# Goal of the exercise:
Keep the pictures out of the copy and repeat the records exactly.

____________

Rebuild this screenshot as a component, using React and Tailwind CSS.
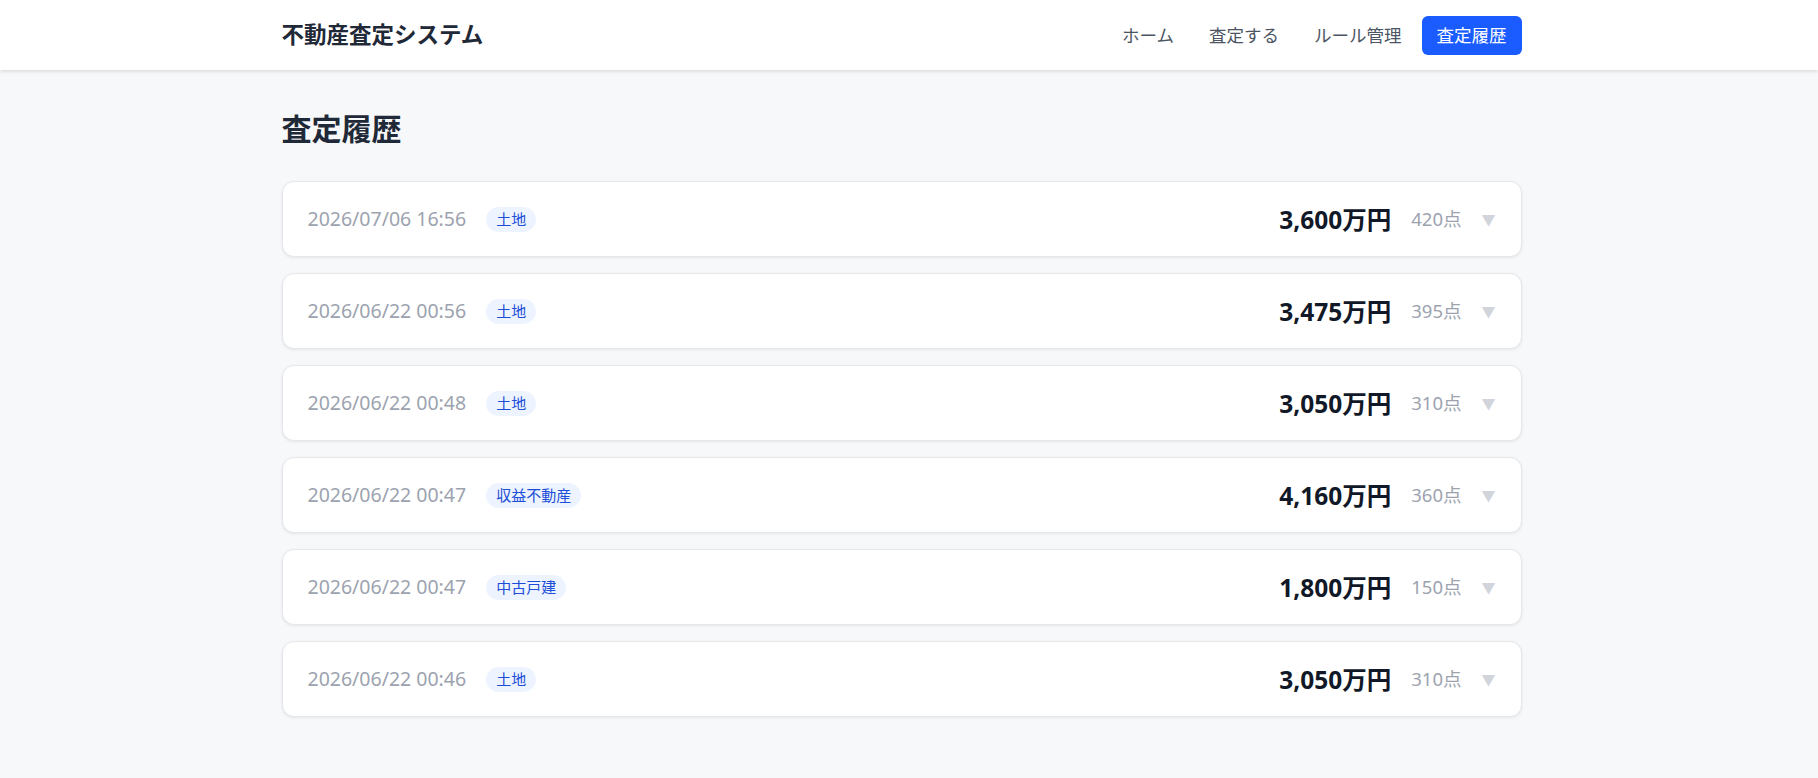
import React from 'react';

const history = [
  { date: '2026/07/06 16:56', type: '土地', price: '3,600万円', score: '420点' },
  { date: '2026/06/22 00:56', type: '土地', price: '3,475万円', score: '395点' },
  { date: '2026/06/22 00:48', type: '土地', price: '3,050万円', score: '310点' },
  { date: '2026/06/22 00:47', type: '収益不動産', price: '4,160万円', score: '360点' },
  { date: '2026/06/22 00:47', type: '中古戸建', price: '1,800万円', score: '150点' },
  { date: '2026/06/22 00:46', type: '土地', price: '3,050万円', score: '310点' },
];

const navItems = ['ホーム', '査定する', 'ルール管理'];

const HistoryRow = ({ item }) => (
  <div className="flex h-[76px] items-center justify-between rounded-[12px] border border-[#e5e7eb] bg-white px-[25px] shadow-[0_1px_3px_rgba(0,0,0,0.08)]">
    <div className="flex items-center gap-5">
      <span className="text-[19.5px] text-[#9ca3af]">{item.date}</span>
      <span className="rounded-full bg-[#eef4ff] px-[10px] py-[2px] text-[15px] leading-[21px] text-[#1d4ed8]">
        {item.type}
      </span>
    </div>
    <div className="flex items-center gap-5">
      <span className="text-[24.5px] font-bold leading-[35px] text-[#111827]">{item.price}</span>
      <span className="text-[18.5px] text-[#9ca3af]">{item.score}</span>
      <span className="text-[14px] text-[#d1d5db]">▼</span>
    </div>
  </div>
);

export default function App() {
  return (
    <div
      className="min-h-screen bg-[#f7f8fa] pr-[15px]"
      style={{ fontFamily: '"Noto Sans", "Noto Sans CJK JP", sans-serif' }}
    >
      <header className="relative -mr-[15px] bg-white pr-[15px] shadow-[0_2px_3px_rgba(0,0,0,0.1)]">
        <div className="mx-auto flex h-[70px] max-w-[1240px] items-center justify-between">
          <h1 className="text-[22.5px] font-bold text-[#1f2937]">不動産査定システム</h1>
          <nav className="flex items-center gap-[5px]">
            {navItems.map((label) => (
              <a key={label} className="px-[15px] py-[7px] text-[17.5px] leading-[25px] text-[#4b5563]">
                {label}
              </a>
            ))}
            <a className="rounded-[6px] bg-[#1a5cff] px-[15px] py-[7px] text-[17.5px] leading-[25px] text-white">
              査定履歴
            </a>
          </nav>
        </div>
      </header>

      <main className="mx-auto max-w-[1240px] pt-[39px] pb-10">
        <h2 className="mb-[32px] text-[30px] font-bold leading-[40px] text-[#1f2937]">査定履歴</h2>
        <div className="flex flex-col gap-4">
          {history.map((item, i) => (
            <HistoryRow key={i} item={item} />
          ))}
        </div>
      </main>
    </div>
  );
}
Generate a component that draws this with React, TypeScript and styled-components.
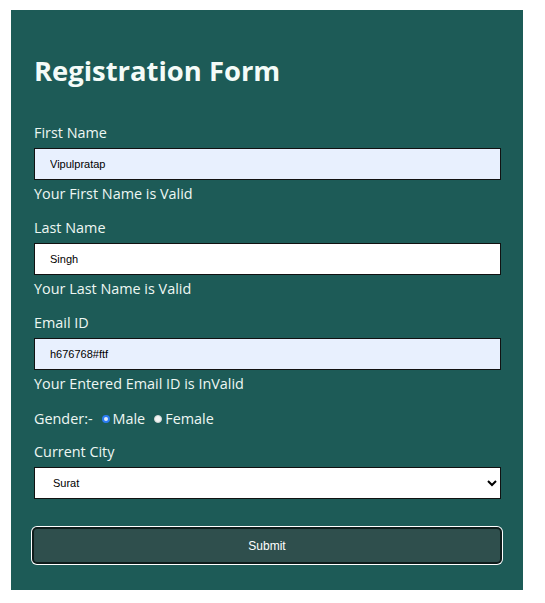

____________

# Result below:
Rebuild this screenshot as a component, using React and Tailwind CSS.
import React from 'react';

const history = [
  { date: '2026/07/06 16:56', type: '土地', price: '3,600万円', score: '420点' },
  { date: '2026/06/22 00:56', type: '土地', price: '3,475万円', score: '395点' },
  { date: '2026/06/22 00:48', type: '土地', price: '3,050万円', score: '310点' },
  { date: '2026/06/22 00:47', type: '収益不動産', price: '4,160万円', score: '360点' },
  { date: '2026/06/22 00:47', type: '中古戸建', price: '1,800万円', score: '150点' },
  { date: '2026/06/22 00:46', type: '土地', price: '3,050万円', score: '310点' },
];

const navItems = ['ホーム', '査定する', 'ルール管理'];

const HistoryRow = ({ item }) => (
  <div className="flex h-[76px] items-center justify-between rounded-[12px] border border-[#e5e7eb] bg-white px-[25px] shadow-[0_1px_3px_rgba(0,0,0,0.08)]">
    <div className="flex items-center gap-5">
      <span className="text-[19.5px] text-[#9ca3af]">{item.date}</span>
      <span className="rounded-full bg-[#eef4ff] px-[10px] py-[2px] text-[15px] leading-[21px] text-[#1d4ed8]">
        {item.type}
      </span>
    </div>
    <div className="flex items-center gap-5">
      <span className="text-[24.5px] font-bold leading-[35px] text-[#111827]">{item.price}</span>
      <span className="text-[18.5px] text-[#9ca3af]">{item.score}</span>
      <span className="text-[14px] text-[#d1d5db]">▼</span>
    </div>
  </div>
);

export default function App() {
  return (
    <div
      className="min-h-screen bg-[#f7f8fa] pr-[15px]"
      style={{ fontFamily: '"Noto Sans", "Noto Sans CJK JP", sans-serif' }}
    >
      <header className="relative -mr-[15px] bg-white pr-[15px] shadow-[0_2px_3px_rgba(0,0,0,0.1)]">
        <div className="mx-auto flex h-[70px] max-w-[1240px] items-center justify-between">
          <h1 className="text-[22.5px] font-bold text-[#1f2937]">不動産査定システム</h1>
          <nav className="flex items-center gap-[5px]">
            {navItems.map((label) => (
              <a key={label} className="px-[15px] py-[7px] text-[17.5px] leading-[25px] text-[#4b5563]">
                {label}
              </a>
            ))}
            <a className="rounded-[6px] bg-[#1a5cff] px-[15px] py-[7px] text-[17.5px] leading-[25px] text-white">
              査定履歴
            </a>
          </nav>
        </div>
      </header>

      <main className="mx-auto max-w-[1240px] pt-[39px] pb-10">
        <h2 className="mb-[32px] text-[30px] font-bold leading-[40px] text-[#1f2937]">査定履歴</h2>
        <div className="flex flex-col gap-4">
          {history.map((item, i) => (
            <HistoryRow key={i} item={item} />
          ))}
        </div>
      </main>
    </div>
  );
}
Generate a component that draws this with React, TypeScript and styled-components.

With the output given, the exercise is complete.